(Exercise requirements) Make an exact transcription of the material, leaving out all images.
--- begin Material provided ---
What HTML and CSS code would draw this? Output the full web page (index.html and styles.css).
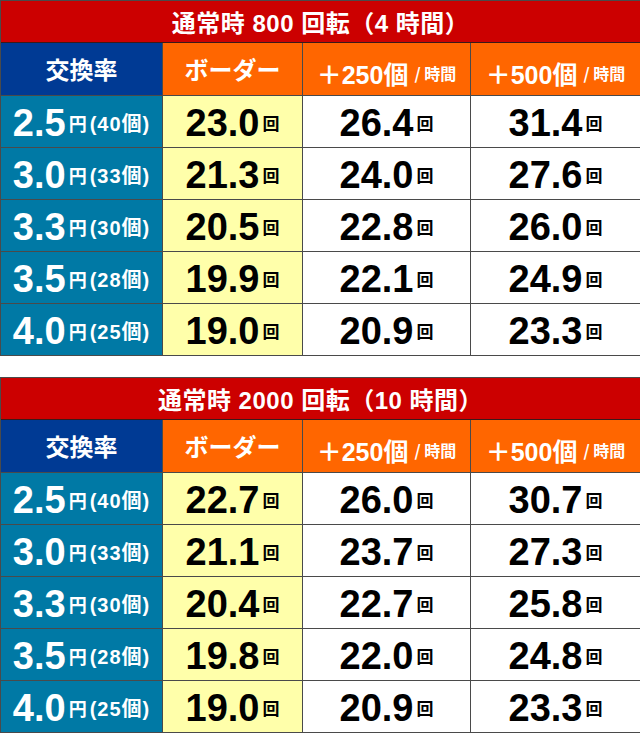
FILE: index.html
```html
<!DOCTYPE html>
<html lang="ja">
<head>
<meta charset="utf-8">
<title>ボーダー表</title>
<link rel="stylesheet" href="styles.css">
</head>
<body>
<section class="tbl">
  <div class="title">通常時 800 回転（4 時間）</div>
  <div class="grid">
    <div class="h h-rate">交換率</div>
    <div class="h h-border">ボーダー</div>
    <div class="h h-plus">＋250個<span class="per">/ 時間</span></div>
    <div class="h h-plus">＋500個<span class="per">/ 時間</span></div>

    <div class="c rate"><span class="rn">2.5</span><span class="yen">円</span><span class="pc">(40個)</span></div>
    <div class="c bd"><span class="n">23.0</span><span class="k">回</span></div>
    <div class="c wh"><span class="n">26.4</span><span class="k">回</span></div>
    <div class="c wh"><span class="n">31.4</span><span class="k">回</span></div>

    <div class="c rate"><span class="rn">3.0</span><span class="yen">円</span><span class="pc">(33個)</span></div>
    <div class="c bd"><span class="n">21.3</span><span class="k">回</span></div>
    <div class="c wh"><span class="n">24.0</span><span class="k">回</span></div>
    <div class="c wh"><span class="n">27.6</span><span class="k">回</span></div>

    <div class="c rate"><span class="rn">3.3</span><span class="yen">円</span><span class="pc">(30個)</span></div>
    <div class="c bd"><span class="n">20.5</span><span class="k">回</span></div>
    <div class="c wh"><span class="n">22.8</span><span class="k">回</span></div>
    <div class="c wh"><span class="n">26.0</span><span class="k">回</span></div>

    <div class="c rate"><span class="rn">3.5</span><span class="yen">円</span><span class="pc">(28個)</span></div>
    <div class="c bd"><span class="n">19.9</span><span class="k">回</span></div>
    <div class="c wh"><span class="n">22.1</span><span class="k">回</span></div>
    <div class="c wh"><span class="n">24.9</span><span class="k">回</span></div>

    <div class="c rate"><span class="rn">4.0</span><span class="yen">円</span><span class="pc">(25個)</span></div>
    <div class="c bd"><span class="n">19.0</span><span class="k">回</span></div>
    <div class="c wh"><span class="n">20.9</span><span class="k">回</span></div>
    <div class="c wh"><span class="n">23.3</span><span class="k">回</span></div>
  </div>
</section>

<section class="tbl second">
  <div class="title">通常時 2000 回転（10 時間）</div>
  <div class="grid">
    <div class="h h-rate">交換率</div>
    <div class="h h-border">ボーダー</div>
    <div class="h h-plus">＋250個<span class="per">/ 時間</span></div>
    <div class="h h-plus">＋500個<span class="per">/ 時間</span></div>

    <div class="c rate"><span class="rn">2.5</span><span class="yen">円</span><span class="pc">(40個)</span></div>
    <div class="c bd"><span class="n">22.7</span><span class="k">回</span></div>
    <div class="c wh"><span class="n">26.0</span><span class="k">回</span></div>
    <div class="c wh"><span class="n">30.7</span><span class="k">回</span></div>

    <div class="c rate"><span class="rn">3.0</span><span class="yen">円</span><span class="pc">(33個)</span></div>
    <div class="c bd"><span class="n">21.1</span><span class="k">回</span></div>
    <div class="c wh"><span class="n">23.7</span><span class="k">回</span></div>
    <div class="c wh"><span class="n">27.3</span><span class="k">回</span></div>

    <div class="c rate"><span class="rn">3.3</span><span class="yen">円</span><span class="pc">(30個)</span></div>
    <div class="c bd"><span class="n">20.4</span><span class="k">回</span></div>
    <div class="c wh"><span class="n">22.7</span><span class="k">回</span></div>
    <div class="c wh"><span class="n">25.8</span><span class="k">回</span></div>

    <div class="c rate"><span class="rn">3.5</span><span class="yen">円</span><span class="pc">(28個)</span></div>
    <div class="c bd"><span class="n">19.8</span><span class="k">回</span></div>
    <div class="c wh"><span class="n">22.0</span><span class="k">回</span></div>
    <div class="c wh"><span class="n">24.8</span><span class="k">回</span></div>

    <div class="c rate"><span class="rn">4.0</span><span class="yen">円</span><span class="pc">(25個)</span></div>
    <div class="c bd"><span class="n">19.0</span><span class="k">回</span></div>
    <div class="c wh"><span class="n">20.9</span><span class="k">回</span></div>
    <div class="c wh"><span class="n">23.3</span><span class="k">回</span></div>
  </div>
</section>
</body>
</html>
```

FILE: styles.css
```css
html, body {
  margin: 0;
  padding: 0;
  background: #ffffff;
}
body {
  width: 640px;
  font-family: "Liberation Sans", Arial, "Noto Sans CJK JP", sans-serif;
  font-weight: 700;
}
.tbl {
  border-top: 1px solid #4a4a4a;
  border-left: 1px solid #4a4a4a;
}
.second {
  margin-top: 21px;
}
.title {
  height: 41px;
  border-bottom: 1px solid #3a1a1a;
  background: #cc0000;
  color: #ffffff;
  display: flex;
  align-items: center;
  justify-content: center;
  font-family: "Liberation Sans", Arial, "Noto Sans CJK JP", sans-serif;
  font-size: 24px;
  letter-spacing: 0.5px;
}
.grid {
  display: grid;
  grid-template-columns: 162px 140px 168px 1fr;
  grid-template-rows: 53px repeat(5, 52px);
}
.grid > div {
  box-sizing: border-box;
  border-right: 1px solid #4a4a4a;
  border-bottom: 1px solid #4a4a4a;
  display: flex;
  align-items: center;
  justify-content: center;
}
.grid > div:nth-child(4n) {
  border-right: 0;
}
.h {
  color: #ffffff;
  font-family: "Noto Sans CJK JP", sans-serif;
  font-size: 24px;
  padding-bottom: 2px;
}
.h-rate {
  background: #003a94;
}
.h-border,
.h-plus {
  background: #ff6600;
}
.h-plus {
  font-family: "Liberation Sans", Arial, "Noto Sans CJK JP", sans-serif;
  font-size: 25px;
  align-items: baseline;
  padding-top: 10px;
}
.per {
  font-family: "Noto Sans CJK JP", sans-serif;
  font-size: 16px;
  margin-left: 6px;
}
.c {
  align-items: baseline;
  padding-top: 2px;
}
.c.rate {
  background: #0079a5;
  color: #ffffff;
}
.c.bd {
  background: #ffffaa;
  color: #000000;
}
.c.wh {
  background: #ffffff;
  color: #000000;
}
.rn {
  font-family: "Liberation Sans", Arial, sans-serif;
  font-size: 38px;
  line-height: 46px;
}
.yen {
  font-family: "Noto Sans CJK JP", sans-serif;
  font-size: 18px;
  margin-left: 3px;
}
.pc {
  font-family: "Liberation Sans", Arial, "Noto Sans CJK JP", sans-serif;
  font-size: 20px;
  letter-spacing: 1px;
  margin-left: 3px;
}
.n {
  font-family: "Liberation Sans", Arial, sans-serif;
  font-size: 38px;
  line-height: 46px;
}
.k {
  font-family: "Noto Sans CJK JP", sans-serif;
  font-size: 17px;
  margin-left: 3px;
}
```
--- end Material provided ---
(Correct result)
What HTML and CSS code would draw this? Output the full web page (index.html and styles.css).
FILE: index.html
```html
<!DOCTYPE html>
<html lang="ja">
<head>
<meta charset="utf-8">
<title>ボーダー表</title>
<link rel="stylesheet" href="styles.css">
</head>
<body>
<section class="tbl">
  <div class="title">通常時 800 回転（4 時間）</div>
  <div class="grid">
    <div class="h h-rate">交換率</div>
    <div class="h h-border">ボーダー</div>
    <div class="h h-plus">＋250個<span class="per">/ 時間</span></div>
    <div class="h h-plus">＋500個<span class="per">/ 時間</span></div>

    <div class="c rate"><span class="rn">2.5</span><span class="yen">円</span><span class="pc">(40個)</span></div>
    <div class="c bd"><span class="n">23.0</span><span class="k">回</span></div>
    <div class="c wh"><span class="n">26.4</span><span class="k">回</span></div>
    <div class="c wh"><span class="n">31.4</span><span class="k">回</span></div>

    <div class="c rate"><span class="rn">3.0</span><span class="yen">円</span><span class="pc">(33個)</span></div>
    <div class="c bd"><span class="n">21.3</span><span class="k">回</span></div>
    <div class="c wh"><span class="n">24.0</span><span class="k">回</span></div>
    <div class="c wh"><span class="n">27.6</span><span class="k">回</span></div>

    <div class="c rate"><span class="rn">3.3</span><span class="yen">円</span><span class="pc">(30個)</span></div>
    <div class="c bd"><span class="n">20.5</span><span class="k">回</span></div>
    <div class="c wh"><span class="n">22.8</span><span class="k">回</span></div>
    <div class="c wh"><span class="n">26.0</span><span class="k">回</span></div>

    <div class="c rate"><span class="rn">3.5</span><span class="yen">円</span><span class="pc">(28個)</span></div>
    <div class="c bd"><span class="n">19.9</span><span class="k">回</span></div>
    <div class="c wh"><span class="n">22.1</span><span class="k">回</span></div>
    <div class="c wh"><span class="n">24.9</span><span class="k">回</span></div>

    <div class="c rate"><span class="rn">4.0</span><span class="yen">円</span><span class="pc">(25個)</span></div>
    <div class="c bd"><span class="n">19.0</span><span class="k">回</span></div>
    <div class="c wh"><span class="n">20.9</span><span class="k">回</span></div>
    <div class="c wh"><span class="n">23.3</span><span class="k">回</span></div>
  </div>
</section>

<section class="tbl second">
  <div class="title">通常時 2000 回転（10 時間）</div>
  <div class="grid">
    <div class="h h-rate">交換率</div>
    <div class="h h-border">ボーダー</div>
    <div class="h h-plus">＋250個<span class="per">/ 時間</span></div>
    <div class="h h-plus">＋500個<span class="per">/ 時間</span></div>

    <div class="c rate"><span class="rn">2.5</span><span class="yen">円</span><span class="pc">(40個)</span></div>
    <div class="c bd"><span class="n">22.7</span><span class="k">回</span></div>
    <div class="c wh"><span class="n">26.0</span><span class="k">回</span></div>
    <div class="c wh"><span class="n">30.7</span><span class="k">回</span></div>

    <div class="c rate"><span class="rn">3.0</span><span class="yen">円</span><span class="pc">(33個)</span></div>
    <div class="c bd"><span class="n">21.1</span><span class="k">回</span></div>
    <div class="c wh"><span class="n">23.7</span><span class="k">回</span></div>
    <div class="c wh"><span class="n">27.3</span><span class="k">回</span></div>

    <div class="c rate"><span class="rn">3.3</span><span class="yen">円</span><span class="pc">(30個)</span></div>
    <div class="c bd"><span class="n">20.4</span><span class="k">回</span></div>
    <div class="c wh"><span class="n">22.7</span><span class="k">回</span></div>
    <div class="c wh"><span class="n">25.8</span><span class="k">回</span></div>

    <div class="c rate"><span class="rn">3.5</span><span class="yen">円</span><span class="pc">(28個)</span></div>
    <div class="c bd"><span class="n">19.8</span><span class="k">回</span></div>
    <div class="c wh"><span class="n">22.0</span><span class="k">回</span></div>
    <div class="c wh"><span class="n">24.8</span><span class="k">回</span></div>

    <div class="c rate"><span class="rn">4.0</span><span class="yen">円</span><span class="pc">(25個)</span></div>
    <div class="c bd"><span class="n">19.0</span><span class="k">回</span></div>
    <div class="c wh"><span class="n">20.9</span><span class="k">回</span></div>
    <div class="c wh"><span class="n">23.3</span><span class="k">回</span></div>
  </div>
</section>
</body>
</html>
```

FILE: styles.css
```css
html, body {
  margin: 0;
  padding: 0;
  background: #ffffff;
}
body {
  width: 640px;
  font-family: "Liberation Sans", Arial, "Noto Sans CJK JP", sans-serif;
  font-weight: 700;
}
.tbl {
  border-top: 1px solid #4a4a4a;
  border-left: 1px solid #4a4a4a;
}
.second {
  margin-top: 21px;
}
.title {
  height: 41px;
  border-bottom: 1px solid #3a1a1a;
  background: #cc0000;
  color: #ffffff;
  display: flex;
  align-items: center;
  justify-content: center;
  font-family: "Liberation Sans", Arial, "Noto Sans CJK JP", sans-serif;
  font-size: 24px;
  letter-spacing: 0.5px;
}
.grid {
  display: grid;
  grid-template-columns: 162px 140px 168px 1fr;
  grid-template-rows: 53px repeat(5, 52px);
}
.grid > div {
  box-sizing: border-box;
  border-right: 1px solid #4a4a4a;
  border-bottom: 1px solid #4a4a4a;
  display: flex;
  align-items: center;
  justify-content: center;
}
.grid > div:nth-child(4n) {
  border-right: 0;
}
.h {
  color: #ffffff;
  font-family: "Noto Sans CJK JP", sans-serif;
  font-size: 24px;
  padding-bottom: 2px;
}
.h-rate {
  background: #003a94;
}
.h-border,
.h-plus {
  background: #ff6600;
}
.h-plus {
  font-family: "Liberation Sans", Arial, "Noto Sans CJK JP", sans-serif;
  font-size: 25px;
  align-items: baseline;
  padding-top: 10px;
}
.per {
  font-family: "Noto Sans CJK JP", sans-serif;
  font-size: 16px;
  margin-left: 6px;
}
.c {
  align-items: baseline;
  padding-top: 2px;
}
.c.rate {
  background: #0079a5;
  color: #ffffff;
}
.c.bd {
  background: #ffffaa;
  color: #000000;
}
.c.wh {
  background: #ffffff;
  color: #000000;
}
.rn {
  font-family: "Liberation Sans", Arial, sans-serif;
  font-size: 38px;
  line-height: 46px;
}
.yen {
  font-family: "Noto Sans CJK JP", sans-serif;
  font-size: 18px;
  margin-left: 3px;
}
.pc {
  font-family: "Liberation Sans", Arial, "Noto Sans CJK JP", sans-serif;
  font-size: 20px;
  letter-spacing: 1px;
  margin-left: 3px;
}
.n {
  font-family: "Liberation Sans", Arial, sans-serif;
  font-size: 38px;
  line-height: 46px;
}
.k {
  font-family: "Noto Sans CJK JP", sans-serif;
  font-size: 17px;
  margin-left: 3px;
}
```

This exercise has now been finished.